Although many would agree that the U.S. health care "system" needs repairing, it remains important to understand the extent to which persons in need currently receive high-quality care. This requires that we consider two gaps related to the provision of care: the gap between needing and entering formal care (the engagement gap) and, once a person is in care, the gap between receipt of low- and high-quality care (the quality gap).
Each year about 30% of Americans have a diagnosable mental disorder andare thought toneed mental health care. Yet only about one-third of these persons become engaged in care, and only about one-third of these receive care of reasonably high quality. To illustrate the magnitude of these gaps: imagine that a population roughly equivalent to that of the four largest states combined (California, Texas, New York, and Florida) needs mental health care, but only those in California receive any care at all. And among Californians, only those living in Los Angeles County receive care of at least reasonable, not necessarily optimal, quality. My point is that very large segments of the population do not make it across one of these gaps. Most studies find that only about one in ten persons who need care for common mental disorders actually receive good-quality care.
The report by Alexander Young and colleagues in this issue describes those who have made it across the engagement gap but not necessarily across the quality gap. The study identified a specific pattern of care for persistent depression or anxiety disorders. Ideally, persons with a depressive or anxiety disorder who are not clinically improving would receive increasingly intensive treatment using various modalities in a stepped care fashion. Instead, the authors found a pattern of care that could be termed "inappropriately complacent." Although there are likely multiple causes for the apparent complacency, this pattern, more common in primary care, suggests that lack of appropriately aggressive treatment is a serious quality problem. Psychotherapy is especially underused.
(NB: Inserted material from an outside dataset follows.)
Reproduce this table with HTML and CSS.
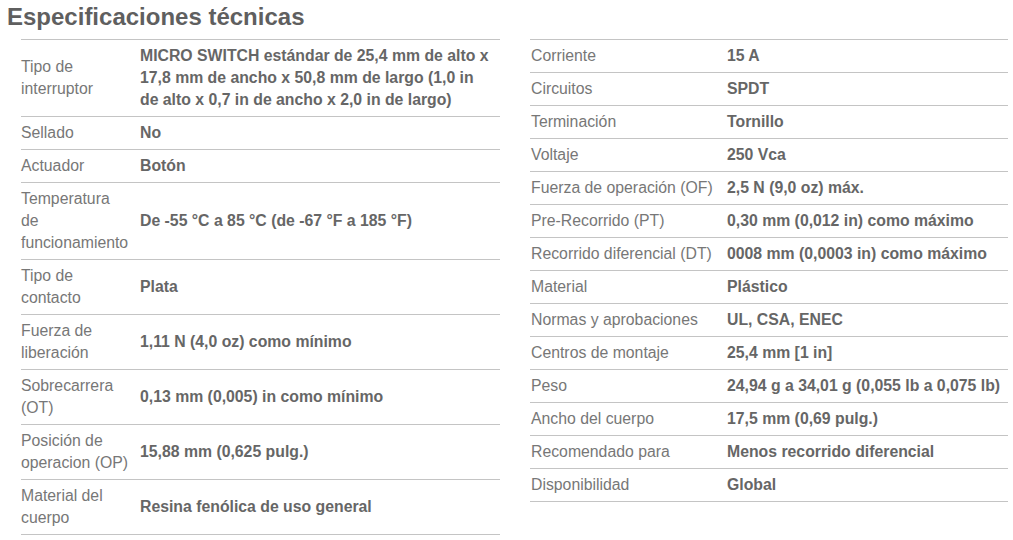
FILE: index.html
```html
<!DOCTYPE html>
<html lang="es">
<head>
    <meta charset="UTF-8">
    <meta name="viewport" content="width=device-width, initial-scale=1.0">
    <title>Especificaciones técnicas</title>
    <link rel="stylesheet" href="styles.css">
</head>
<body>

<div class="specs">
    <h2>Especificaciones técnicas</h2>

    <div class="spec-columns">
        <table class="spec-table spec-left">
            <tr>
                <td class="label">Tipo de interruptor</td>
                <td class="value">MICRO SWITCH estándar de 25,4 mm de alto x 17,8 mm de ancho x 50,8 mm de largo (1,0 in de alto x 0,7 in de ancho x 2,0 in de largo)</td>
            </tr>
            <tr>
                <td class="label">Sellado</td>
                <td class="value">No</td>
            </tr>
            <tr>
                <td class="label">Actuador</td>
                <td class="value">Botón</td>
            </tr>
            <tr>
                <td class="label">Temperatura de funcionamiento</td>
                <td class="value">De -55 °C a 85 °C (de -67 °F a 185 °F)</td>
            </tr>
            <tr>
                <td class="label">Tipo de contacto</td>
                <td class="value">Plata</td>
            </tr>
            <tr>
                <td class="label">Fuerza de liberación</td>
                <td class="value">1,11 N (4,0 oz) como mínimo</td>
            </tr>
            <tr>
                <td class="label">Sobrecarrera (OT)</td>
                <td class="value">0,13 mm (0,005) in como mínimo</td>
            </tr>
            <tr>
                <td class="label">Posición de operacion (OP)</td>
                <td class="value">15,88 mm (0,625 pulg.)</td>
            </tr>
            <tr>
                <td class="label">Material del cuerpo</td>
                <td class="value">Resina fenólica de uso general</td>
            </tr>
        </table>

        <table class="spec-table spec-right">
            <tr>
                <td class="label">Corriente</td>
                <td class="value">15 A</td>
            </tr>
            <tr>
                <td class="label">Circuitos</td>
                <td class="value">SPDT</td>
            </tr>
            <tr>
                <td class="label">Terminación</td>
                <td class="value">Tornillo</td>
            </tr>
            <tr>
                <td class="label">Voltaje</td>
                <td class="value">250 Vca</td>
            </tr>
            <tr>
                <td class="label">Fuerza de operación (OF)</td>
                <td class="value">2,5 N (9,0 oz) máx.</td>
            </tr>
            <tr>
                <td class="label">Pre-Recorrido (PT)</td>
                <td class="value">0,30 mm (0,012 in) como máximo</td>
            </tr>
            <tr>
                <td class="label">Recorrido diferencial (DT)</td>
                <td class="value">0008 mm (0,0003 in) como máximo</td>
            </tr>
            <tr>
                <td class="label">Material</td>
                <td class="value">Plástico</td>
            </tr>
            <tr>
                <td class="label">Normas y aprobaciones</td>
                <td class="value">UL, CSA, ENEC</td>
            </tr>
            <tr>
                <td class="label">Centros de montaje</td>
                <td class="value">25,4 mm [1 in]</td>
            </tr>
            <tr>
                <td class="label">Peso</td>
                <td class="value">24,94 g a 34,01 g (0,055 lb a 0,075 lb)</td>
            </tr>
            <tr>
                <td class="label">Ancho del cuerpo</td>
                <td class="value">17,5 mm (0,69 pulg.)</td>
            </tr>
            <tr>
                <td class="label">Recomendado para</td>
                <td class="value">Menos recorrido diferencial</td>
            </tr>
            <tr>
                <td class="label">Disponibilidad</td>
                <td class="value">Global</td>
            </tr>
        </table>
    </div>
</div>

</body>
</html>
```

FILE: styles.css
```css
* {
    margin: 0;
    padding: 0;
    box-sizing: border-box;
}

body {
    font-family: "Liberation Sans", Arial, sans-serif;
    background-color: #fff;
    color: #666;
}

.specs {
    padding: 3px 5px 0 7px;
}

.specs h2 {
    font-size: 24px;
    line-height: 28px;
    font-weight: bold;
    color: #5f5f5f;
    margin-bottom: 8px;
}

.spec-columns {
    display: flex;
    align-items: flex-start;
    gap: 30px;
    padding-left: 14px;
}

.spec-table {
    border-collapse: collapse;
    font-size: 15.8px;
    line-height: 22px;
}

.spec-table tr {
    border-top: 1px solid #c4c4c4;
    border-bottom: 1px solid #c4c4c4;
}

.spec-table td {
    padding: 5px 0;
    vertical-align: middle;
}

.spec-table .label {
    color: #777;
}

.spec-table .value {
    font-weight: bold;
    color: #666;
}

.spec-left {
    width: 479px;
}

.spec-left .label {
    width: 119px;
    padding-right: 9px;
}

.spec-left .value {
    padding-right: 6px;
}

.spec-right {
    width: 478px;
}

.spec-right .label {
    width: 197px;
    padding-left: 1px;
}
```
More people in need are now crossing the engagement gap and receiving at least some mental health care, often in primary care settings. At the same time there is little evidence that the quality gap is narrowing. We have learned a great deal about the potentially tremendous negative personal and economic consequences of poor care. To improve care we cannot afford to treat mental illness complacently or to ignore either one of these gaps. The work of Young and others suggests that we need to prioritize strategies to overcome engagement barriers related to culture, stigma, or resources; to sustain effective quality improvement programs, especially in primary care; to make evidence-based psychotherapies more broadly available and accessible; and to employ a stepped care approach.